RIO DE JANEIRO, BRAZIL – Mario Delgado, leader of the National Regeneration Movement (Morena), the party of Mexican President Andrés Manuel López Obrador, was detained Friday for a few minutes by an armed group on a campaign tour on a highway in the northern state of Tamaulipas.

“We are going from Matamoros to Reynosa. A van stopped us with long weapons, we are standing here, you can tell that Rosa Icela (Mexico’s Security Secretary),” Delgado said in a video broadcast live while he was being held.

Mario Delgado. (Photo internet reproduction)
Mario Delgado. (Photo internet reproduction)

Delgado was traveling in a van along with Morena Senator Guadalupe Covarrubias and Morena deputies Erasmo González and Adriana Lozano when a van intercepted them with armed men.

In the video broadcast by Delgado, Deputy González, seated in the passenger seat, can be seen talking to the occupants of the other van, to whom he says: “We are from Morena, we cannot leave, we have to move forward”.

Shortly after, the co-driver of the van of the alleged armed men raised his thumb, and the vehicle started allowing the politicians to continue on their way.

“This is how the situation is in Tamaulipas. Evidently, this matter needs to be investigated. It is a van with long weapons, we were detained, they pointed long weapons at the van. We are fine,” said Delgado, who continued broadcasting for a few more minutes.

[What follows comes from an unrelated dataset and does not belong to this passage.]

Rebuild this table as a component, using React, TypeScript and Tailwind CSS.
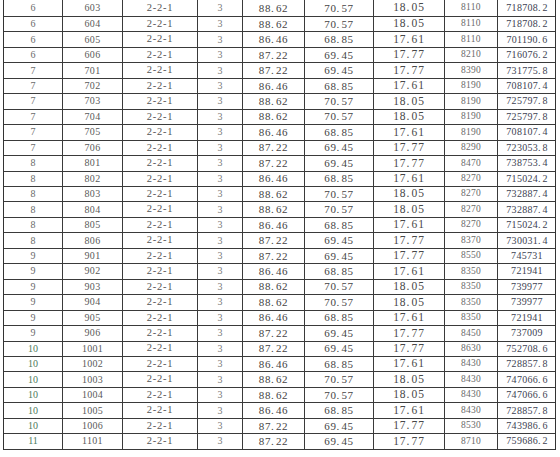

The Morena leader took the opportunity to say that Tamaulipas, on the border with the United States, is experiencing “a crisis of insecurity, of violence” and blamed the governor, Francisco García Cabeza de Vaca, of the right-wing National Action Party (PAN).

He also regretted that the Judicial Power “continues without resolving” the situation of Cabeza de Vaca, investigated by the Attorney General’s Office for organized crime.

“We have just lived a situation that we do not wish to anyone, I hope security is guaranteed”, added Delgado, who asked for help from the National Guard for the rest of his tour.

On June 6, Mexicans are called to the polls to renew the Chamber of Deputies, 15 of 32 governors, 30 local congresses, and thousands of city councils in the largest elections in their history.

The campaign is heavily marked by violence and organized crime, with at least 88 politicians having been killed during the current electoral process that began last September, 34 of whom were candidates or aspirants, according to the Etellekt consultancy.